Jollife continued to explain that Abbate gained the fraternity.

“So much recognition with the town,” he said. In addition, “he has gotten us many opportunities to work with the town to make it better. We painted over the graffiti on two separate walls of two separate streets, we painted fences we did all kinds of work for the town.”

Jolliffe also said that Abbate is “one of our better brothers.”

Abbate’s work doesn’t stop at PMD; every Monday morning Abbate goes to Steve DeMasco’s Shaolin Studio in Keene to work on his skills.

Steve DeMasco, the owner of the studio and a tenth degree black belt and grandmaster, teaches the instructors.

DeMasco said, “I only take on about half a dozen personal private students and one of those students is [Abbate].”

DeMasco said he has noticed a difference in Abbate from when he first started at DeMasco’s studio, “[Abbate] has his self-confidence and his ability to communicate a lot better with people. He was pretty introvert when he came to us and now [Abbate] is in a frat and is in charge of public relations and organizing fundraisers and that’s just way out of character for Frank from when he first started with us…he has come out of his shell tremendously.”

DeMasco also said, “Chinese kung fu is a very intricate and physically demanding system and Frank really gravitated to that really well he’s very flexible, he’s very strong, and he’s gotten a lot stronger obviously since he’s been doing this.”

Jolliffe said, “Sometimes when we fool around with him, you know how guys are we play around and hit each other and stuff like that, but you can’t get a hit in on [Abbate] because he’ll always block it real quick, and then he’ll swing back at you but stop right before he actually hits you, it’s wicked funny.”

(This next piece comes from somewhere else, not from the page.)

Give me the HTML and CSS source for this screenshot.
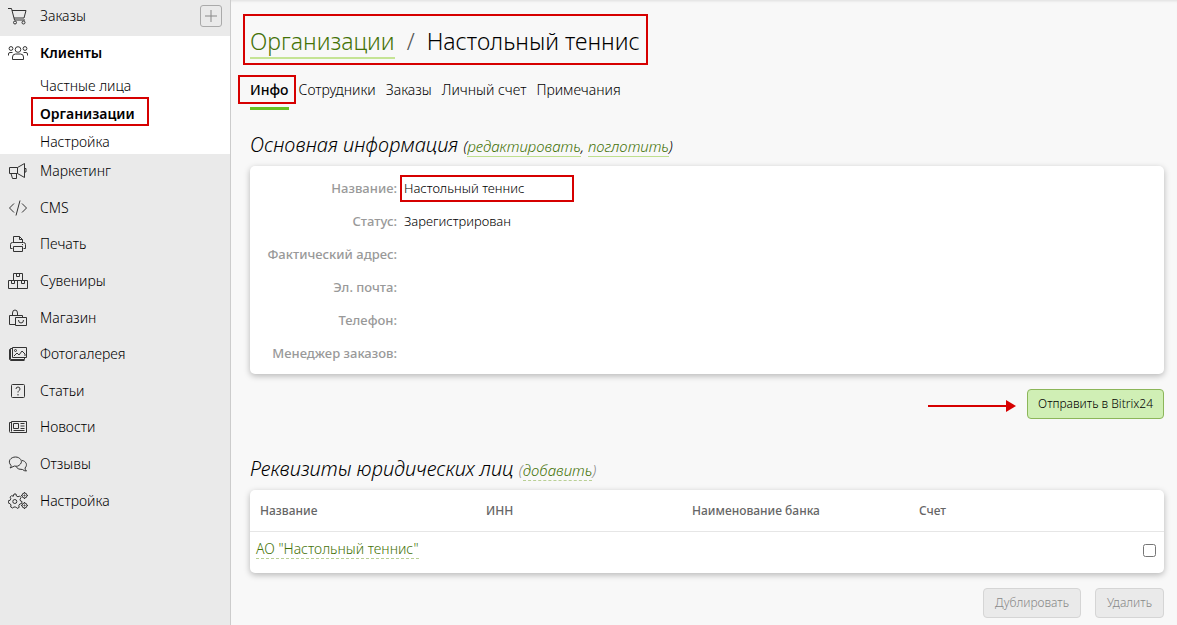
FILE: index.html
```html
<!DOCTYPE html>
<html lang="ru">
<head>
<meta charset="utf-8">
<title>Настольный теннис</title>
<link rel="stylesheet" href="styles.css">
</head>
<body>
<div class="layout">
  <aside class="sidebar">
    <div class="nav-top">
      <a class="nav-item" href="#orders">
        <svg class="icon" viewBox="0 0 20 20"><path d="M0 2.500h3.500L6.500 14h10.500M4 4.500h14l-2 7.500H6"/><circle cx="7" cy="16.500" r="1.500"/><circle cx="15.500" cy="16.500" r="1.500"/></svg>
        Заказы</a>
      <button class="add" type="button" aria-label="Добавить заказ"><svg viewBox="0 0 20 20"><path d="M10 4v12M4 10h12"/></svg></button>
    </div>
    <div class="nav-open">
      <a class="nav-item current" href="#clients">
        <svg class="icon" viewBox="0 0 20 20"><circle cx="10" cy="6.500" r="2.800"/><circle cx="3" cy="5.500" r="1.900"/><circle cx="17" cy="5.500" r="1.900"/><path d="M4.500 16.500V14q0-3 3-3h5q3 0 3 3v2.500zM.5 12.500V11Q.5 9.500 2 9.500h2.500M19.500 12.500V11q0-1.500-1.500-1.500h-2.500"/></svg>
        Клиенты</a>
      <a class="sub-item" href="#private">Частные лица</a>
      <a class="sub-item current marked" href="#organizations">Организации</a>
      <a class="sub-item" href="#client-settings">Настройка</a>
    </div>
    <nav class="nav-list">
      <a class="nav-item" href="#marketing"><svg class="icon" viewBox="0 0 20 20"><path d="M1.500 6.500h8v6h-8zM9.500 6.500l7-4v14l-7-4M16.500 7.500h1.500v3.500h-1.500M3 12.500l1.500 5h4v-5"/></svg>Маркетинг</a>
      <a class="nav-item" href="#cms"><svg class="icon" viewBox="0 0 20 20"><path d="M6 5.500 1.500 10 6 14.500M14 5.500l4.500 4.500-4.500 4.500M12 2.500 8 17.500"/></svg>CMS</a>
      <a class="nav-item" href="#print"><svg class="icon" viewBox="0 0 20 20"><path d="M5.500 8.500v-6h6l3 3v3M11.500 2.500v3h3M4.500 14.500h-2v-4q0-2 2-2h11q2 0 2 2v4h-2M5.500 12.500h9v5h-9zM14 10.500h1"/></svg>Печать</a>
      <a class="nav-item" href="#souvenirs"><svg class="icon" viewBox="0 0 20 20"><path d="M5.500 9.500v-7h9v7M.5 9.500h19v8H.5zM9.500 9.500v8M8.500 2.500v3h3v-3M3.500 9.500v3h3v-3M13.500 9.500v3h3v-3"/></svg>Сувениры</a>
      <a class="nav-item" href="#shop"><svg class="icon" viewBox="0 0 20 20"><path d="M7 16.500H1.500v-9h13v2M4.500 7.500V5q0-3 2.500-3t2.500 3v2.500M7.500 9.500h11v8h-11zM10.500 12q0 3 2.500 3t2.500-3"/></svg>Магазин</a>
      <a class="nav-item" href="#gallery"><svg class="icon" viewBox="0 0 20 20"><path d="M4.500 3.500h14v10h-14zM4.500 4.500h-2v11h14v-2M2.500 5.500h-1v10l1 1h14M6 12l3-3 2 2 3-4 3 3v2"/><circle cx="7.500" cy="6.500" r="1"/></svg>Фотогалерея</a>
      <a class="nav-item" href="#articles"><svg class="icon" viewBox="0 0 20 20"><rect x="3.500" y="3.500" width="13" height="13" rx="1"/><path d="M8 8q0-2 2-2t2 2q0 1-1 1.500t-1 2M10 13v1.500"/></svg>Статьи</a>
      <a class="nav-item" href="#news"><svg class="icon" viewBox="0 0 20 20"><path d="M3.500 4.500h15v11h-16q-1 0-1-1v-9h2M3.500 4.500v10M5.500 6.500h5v5h-5zM12.500 6.500h4M12.500 9h4M12.500 11.500h4M5.500 13.500h11"/></svg>Новости</a>
      <a class="nav-item" href="#reviews"><svg class="icon" viewBox="0 0 20 20"><path d="M3 11.500C-1 7 3 3 7.500 3S15 7 12.500 10c-2 2.500-4 2.500-6 2L2 14q1.500-1.500 1-2.500M14 6.500c4 .5 6 4.500 3 7.500q0 2 1.500 3-2.500 0-4-1.500-5 .5-6.500-3"/></svg>Отзывы</a>
      <a class="nav-item" href="#settings"><svg class="icon" viewBox="0 0 20 20"><path d="m6 3 2 0 .4 2 1.600.8L11.700 5l1.300 1.600-1 1.700.5 1.700 1.500.5-.3 2-1.900.5-1 1.500.4 1.900-2 1-1.400-1.400H6L4.500 17 2.700 16l.3-2-1-1.400-1.700-.6V9.800l1.800-.5.7-1.600-.7-1.600L3.600 4.600l1.700.7z"/><circle cx="6.800" cy="10.500" r="2"/><circle cx="16.500" cy="4.500" r="2.500"/><circle cx="16.500" cy="4.500" r=".6"/><circle cx="16.500" cy="14.500" r="2.500"/><circle cx="16.500" cy="14.500" r=".6"/><path d="M16.500 1v1M16.500 7v1M13 4.500h1M19 4.500h1M16.500 11v1M16.500 17v1M13 14.500h1M19 14.500h1"/></svg>Настройка</a>
    </nav>
  </aside>
  <main class="content">
    <h1 class="title marked"><a class="link" href="#organizations">Организации</a><span class="slash">/</span>Настольный теннис</h1>
    <nav class="tabs">
      <a class="tab active marked" href="#info">Инфо</a>
      <a class="tab" href="#staff">Сотрудники</a>
      <a class="tab" href="#org-orders">Заказы</a>
      <a class="tab" href="#account">Личный счет</a>
      <a class="tab" href="#notes">Примечания</a>
    </nav>

    <h2 class="heading">Основная информация <small>(<a class="link" href="#edit">редактировать</a>, <a class="link" href="#merge">поглотить</a>)</small></h2>
    <dl class="card info">
      <dt>Название:</dt><dd><span class="value marked">Настольный теннис</span></dd>
      <dt>Статус:</dt><dd>Зарегистрирован</dd>
      <dt>Фактический адрес:</dt><dd></dd>
      <dt>Эл. почта:</dt><dd></dd>
      <dt>Телефон:</dt><dd></dd>
      <dt>Менеджер заказов:</dt><dd></dd>
    </dl>
    <div class="actions send">
      <svg class="arrow" viewBox="0 0 88 12"><path d="M0 6h80" stroke="#d60000" stroke-width="2"/><path d="M78 0l10 6-10 6z" fill="#d60000"/></svg>
      <button class="btn primary" type="button">Отправить в Bitrix24</button>
    </div>

    <h2 class="heading">Реквизиты юридических лиц <small class="muted">(<a class="link dashed" href="#add">добавить</a>)</small></h2>
    <table class="card legal">
      <thead><tr><th class="c-name">Название</th><th class="c-inn">ИНН</th><th class="c-bank">Наименование банка</th><th>Счет</th><th class="c-check"></th></tr></thead>
      <tbody><tr><td><a class="link dashed" href="#ao">АО "Настольный теннис"</a></td><td></td><td></td><td></td><td><input type="checkbox" aria-label="Выбрать АО &quot;Настольный теннис&quot;"></td></tr></tbody>
    </table>
    <div class="actions">
      <button class="btn" type="button" disabled>Дублировать</button>
      <button class="btn" type="button" disabled>Удалить</button>
    </div>
  </main>
</div>
</body>
</html>
```
FILE: styles.css
```css
* { box-sizing: border-box; }
body {
  margin: 0;
  background: #f8f8f8;
  color: #000;
  font: 300 14px/20px "Noto Sans", "Open Sans", sans-serif;
}
a { color: inherit; text-decoration: none; }

.layout { display: flex; min-height: 100vh; box-shadow: inset 0 3px 3px -2px #ddd; }
.sidebar { flex: 0 0 231px; background: #eaeaea; border-right: 1px solid #ccc; }
.nav-top { display: flex; align-items: center; justify-content: space-between; height: 36px; padding: 0 8px 4px 0; }
.nav-item { display: flex; align-items: center; gap: 12px; padding-left: 8px; }
.icon { width: 20px; height: 20px; fill: none; stroke: #333; stroke-width: 1; }
.add { width: 22px; height: 22px; padding: 0; background: none; border: 1px solid #aaa; border-radius: 3px; }
.add svg { display: block; width: 20px; height: 20px; stroke: #888; fill: none; }
.nav-open { padding-top: 7px; background: #fff; }
.nav-open .nav-item { margin-bottom: 9px; }
.sub-item { display: block; width: 118px; margin-left: 31px; padding: 4px 9px; }
.sub-item:last-child { padding-bottom: 2px; }
.current { font-weight: 600; }
.nav-list { display: grid; grid-auto-rows: 1fr; min-height: 366px; margin-top: -1px; }

.marked { position: relative; }
.marked::after { content: ""; position: absolute; border: 2px solid #d60000; pointer-events: none; }
.sub-item.marked::after { inset: -3px 0 2px; }
.title.marked::after { inset: -6px -8px -6px -7px; }
.tab.marked::after { inset: -5px -7px 3px -12px; }
.value.marked::after { inset: -4px -50px -5px -4px; }

.content { flex: 1; padding: 20px 13px 7px 19px; }
.link { color: #447207; border-bottom: 1px solid #bfdf8f; }
.dashed { border-bottom: 1px dashed #b9cf94; }
.title { width: fit-content; margin: 0; padding-top: 4px; font-size: 23px; line-height: 35px; font-weight: 300; }
.title .link { display: inline-block; line-height: 32px; border-bottom: 2px solid #c5e495; }
.slash { margin: 0 12px; color: #555; }
.tabs { display: flex; gap: 10px; margin-top: 21px; }
.tab { padding-bottom: 7px; }
.tab.active { font-weight: 500; border-bottom: 3px solid #67c023; }
.heading { margin: 20px 0 5px; font-size: 20px; line-height: 29px; font-weight: 300; font-style: italic; }
.heading small { font-size: 15px; }
.muted { color: #888; }
.card { margin: 0; background: #fff; border-radius: 5px; box-shadow: 0 2px 6px #0004; }
.info { display: grid; grid-template-columns: 147px 1fr; column-gap: 7px; row-gap: 13px; padding: 12px 0 11px; font-size: 13px; }
.info dt { height: 20px; color: #999; font-weight: 500; text-align: right; }
.info dd { margin: 0; color: #000; }
.actions { display: flex; align-items: center; justify-content: flex-end; gap: 14px; margin-top: 15px; }
.arrow { width: 88px; height: 12px; margin: 3px -3px 0 0; }
.btn { height: 30px; padding: 0 11px; font: 300 12px/20px "Noto Sans", "Open Sans", sans-serif; color: #888; background: #eaeaea; border: 1px solid #d5d5d5; border-radius: 4px; }
.primary { padding: 0 10px; color: #000; background: #d0efb5; border-color: #8cb65a; }
.send + .heading { margin-top: 35px; }
.legal { width: 100%; border-spacing: 0; table-layout: fixed; }
.legal th { height: 42px; padding: 0 10px; border-bottom: 1px solid #e6e6e6; color: #666; font-size: 12px; font-weight: 500; text-align: left; }
.legal td { height: 41px; padding: 0 6px 8px; vertical-align: middle; }
.legal .c-name { width: 226px; }
.legal .c-inn { width: 206px; }
.legal .c-bank { width: 227px; }
.legal .c-check { width: 27px; padding: 0; }
.legal input { display: block; width: 13px; height: 13px; margin: 4px 0 0; }
```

Jolliffe added, “People will try to throw a flurry of punches at him, like soft playful ones, he’ll block everyone, he knows the move for everything, it’s funny.”

Abbate said he originally got into the art of kung fu from his dad, “He was taking classes classes with his grand teacher [DeMasco], my current teacher now, and I came in and sat in on a few classes and I thought it was really interesting and I was pretty much hooked from there. I had my first class and here I am seven years later with two different black belts.”

Abbate said he works on his skills for about eight to 15 hours a week.

Abbate said the hardest part of becoming a black belt is, “Probably just the mental discipline; just stick with it until you get there and being able to have the mental discipline to go through the test, and not worry about what is currently going on with you at the time, like if you’re hurting you can’t let that bother you, if you’re tired you have to just keep going, if you want a water break you’re going to have to wait a little bit longer.”

Abbate also said the benefits he has gained from his work aren’t just physical, “It has really helped my mental strength.”

This mental strength gained has helped Abbate work hard at everything he does.

Jolliffe said, “[Abbate’s] a great guy…he’s pretty honest, true, a loyal guy, he’ll do anything for you regardless if he knows you well or not. He always gives his best effort, follows through, if you ask him to do something he actually does it, great quality about him, very smart–he tutors, works hard, great guy in general he’s got his stuff together.”